Marissa Hoechstetter felt dizzy when she found her daughters' birth certificates in a box more than three years ago. The doctor who delivered her twins had sexually abused her while she was a patient, and Hoechstetter knew then that she wanted his name removed from the documents that would follow her children for life. Officials told her "no" at every turn. But now that may change: A council member has introduced legislation in New York City would allow birth certificate changes in cases like hers.
Council Member Mark Levine, who chairs the city council's health committee, will introduce a bill Thursday that would require the city health department's Office of Vital Records to redact a physician's name from a birth certificate where that doctor's medical license has been revoked, suspended, or surrendered. Hoechstetter's doctor, Robert Hadden, admitted to professional misconduct and surrendered his license after pleading guilty to charges of criminal sex act in the third degree and forcible touching in 2016.

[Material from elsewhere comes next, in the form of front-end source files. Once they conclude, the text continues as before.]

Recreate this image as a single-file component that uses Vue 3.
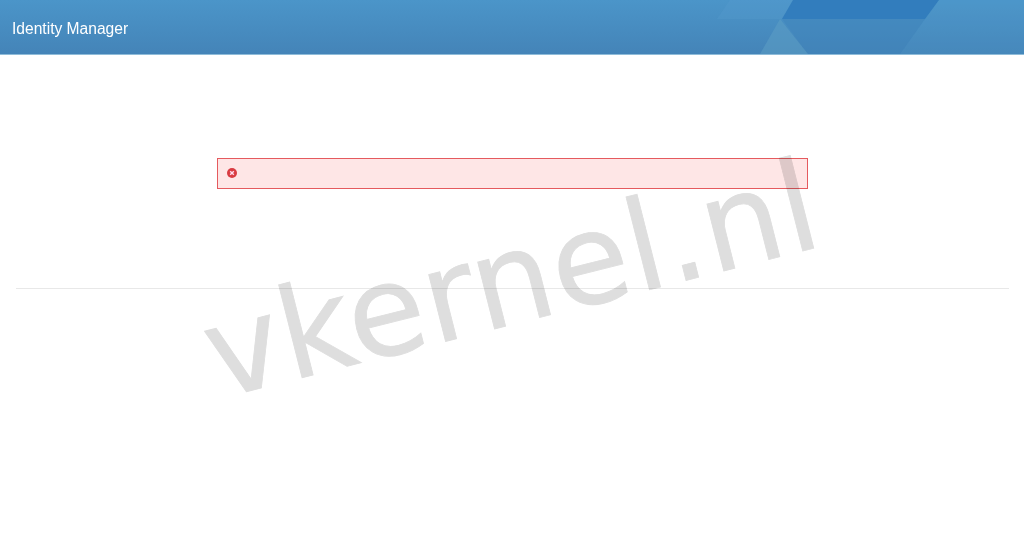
<script setup>
const title = 'Identity Manager'
</script>

<template>
  <div class="page">
    <header class="header">
      <svg class="art" viewBox="0 0 344 54" preserveAspectRatio="none" aria-hidden="true">
        <polygon points="37,19 50,0 113,0 102,19" fill="#5a9fcf" opacity=".28" />
        <polygon points="113,0 259,0 245,19 102,19" fill="#327dbd" />
        <polygon points="102,19 245,19 220,54 128,54" fill="#3f82bb" opacity=".45" />
        <polygon points="100,19 80,54 128,54" fill="#5c9fc4" opacity=".55" />
        <polygon points="245,19 259,0 344,0 344,54 220,54" fill="#5a9fcf" opacity=".15" />
      </svg>
      <span class="title">{{ title }}</span>
    </header>
    <main class="main">
      <div class="alert">
        <svg class="alert-icon" viewBox="0 0 10 10" aria-hidden="true">
          <circle cx="5" cy="5" r="5" fill="#d93c42" />
          <path d="M3.2 3.2 6.8 6.8M6.8 3.2 3.2 6.8" stroke="#fde" stroke-width="1.4" fill="none" />
        </svg>
      </div>
      <hr class="divider" />
    </main>
    <div class="watermark">vkernel.nl</div>
  </div>
</template>

<style scoped>
.page {
  position: relative;
  height: 551px;
  overflow: hidden;
  background: #fff;
  font-family: "Liberation Sans", Arial, sans-serif;
}
.header {
  position: relative;
  height: 54px;
  display: flex;
  align-items: center;
  padding-left: 12px;
  background: linear-gradient(#4b95c9, #4484b8);
  box-shadow: 0 1px 0 #8fbcd9;
  overflow: hidden;
}
.art {
  position: absolute;
  top: 0;
  right: 0;
  width: 344px;
  height: 54px;
}
.title {
  position: relative;
  top: 2px;
  color: #fff;
  font-size: 15.6px;
  line-height: 20px;
}
.main {
  padding: 104px 15px 0 16px;
}
.alert {
  box-sizing: border-box;
  width: 591px;
  height: 31px;
  margin-left: 201px;
  padding: 9px 0 0 9px;
  background: #fee6e6;
  border: 1px solid #e55a5e;
}
.alert-icon {
  display: block;
  width: 10px;
  height: 10px;
}
.divider {
  margin: 99px 0 0;
  border: 0;
  border-top: 1px solid #e8e8e8;
}
.watermark {
  position: absolute;
  left: 218px;
  top: 293px;
  font-family: "DejaVu Sans", sans-serif;
  font-size: 126px;
  letter-spacing: 1px;
  line-height: 1;
  white-space: nowrap;
  color: #dedede;
  -webkit-text-stroke: 0.8px #dedede;
  mix-blend-mode: multiply;
  transform-origin: 0 107px;
  transform: rotate(-14.2deg);
  pointer-events: none;
}
</style>
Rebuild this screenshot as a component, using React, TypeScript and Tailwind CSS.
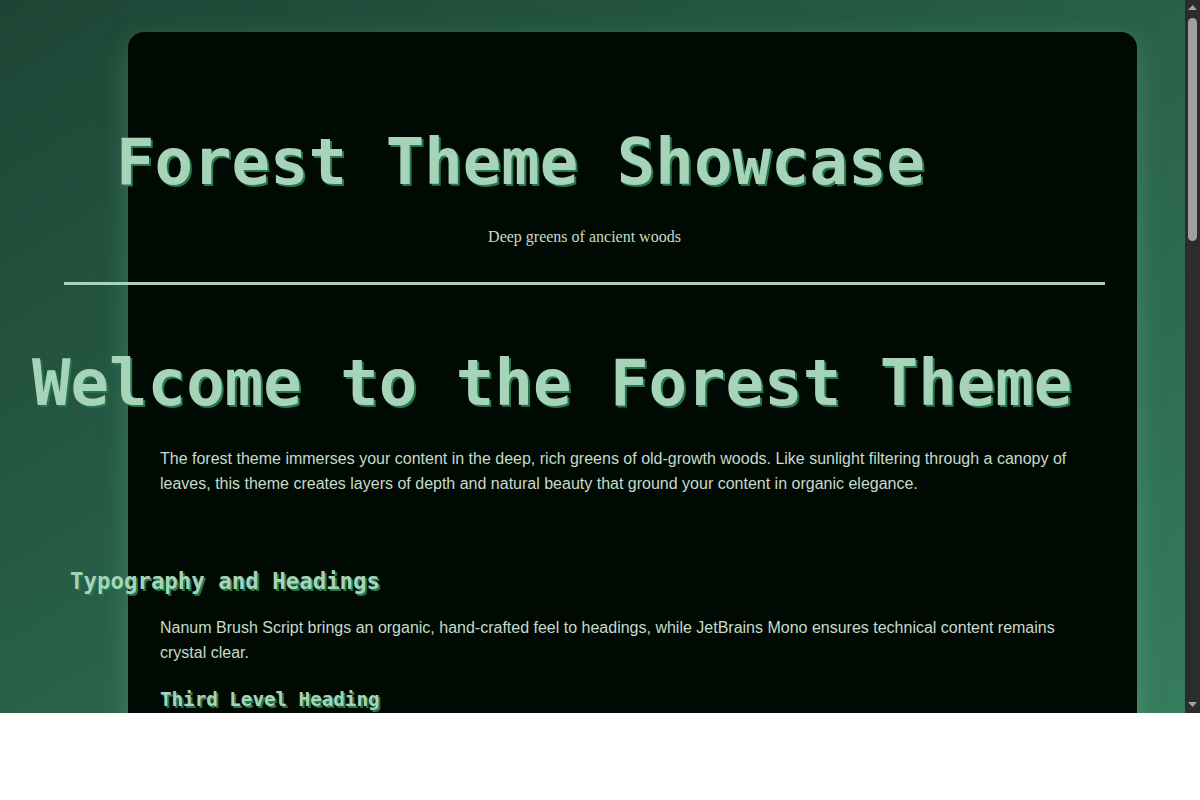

"This is what should happen," Hoechstetter tells Bustle. "It should be something that a legislator looks at and says, 'OK, we have oversight here, we can fix this.' We talk a lot now about supporting survivors, and often our ability to actually do that, whether through legal mechanisms or legislature, is actually quite limited. So being able to pick away at that and actually do that in my case is really overwhelming for me."
Hoechstetter first revisited her daughters' birth certificates in spring 2015 while preparing to register them for kindergarten. They're now 7 years old. In an op-ed for Bustle last month, she wrote:
When I finally found the documents, my stomach turned. I felt dizzy and sat down. There, listed under "name of attendant at delivery," was Robert Hadden. He had brought my children into the world. He had also used my body for sexual gratification against my will. How had I missed seeing this before?
She began researching how to change the name of the "attendant at delivery" on the certificates. Hoechstetter tried every angle. She contacted the New York City Department of Health and Mental Hygiene, local officials, and state officials. She says she was told she'd need an order from the State Supreme Court to make the change, since the doctor's name wasn't there in "factual error."
So in November, Hoechstetter — along with more than a dozen other survivors — filed a lawsuit against Columbia University and NewYork-Presbyterian Hospital, which employed Hadden, alleging that the hospital was aware of the doctor's actions. Included in the survivors' suit was a demand to allow changes to birth certificates where Hadden was listed. In response, Columbia University Medical Center said at the time: "The accusations regarding Dr. Hadden remain deeply troubling, and we have treated them with the utmost seriousness."
That lawsuit is ongoing. But in the meantime, Levine's legislation could help alleviate the trauma of any woman in New York City in a situation similar to that of Hoechstetter and Hadden's other survivors. Levine says the next steps are to hold a public hearing on the bill and then a vote in the health committee. If that vote is successful, the full city council will vote on the bill.
Levine is optimistic about the legislation passing. He points to the merits of the policy, of course, but also to the power of Hoechstetter's voice. Plus, a similar bill passed just a few months ago: In September, the city council passed legislation allowing New Yorkers to change the gender marker on their birth certificate.
"People understand that the birth certificate is a document of enormous practical and symbolic power," Levine tells Bustle. "That's why we wanted to give New Yorkers a chance to change their gender markers, and that logic extends to this."
"This is something we need to do for every New Yorker who in the past ever faced this kind of abuse or in the future ever will," he adds. Levine hopes to have the public hearing in early 2019.
Hoechstetter says she hopes the introduction of this legislation gives comfort and strength to other survivors, brings awareness to the issue of sexual abuse by medical professionals, and reminds survivors that people are out there working to support them.
"I feel a bit validated," she tells Bustle. Later, she adds, "I'm making a law, you know? It's kind of amazing."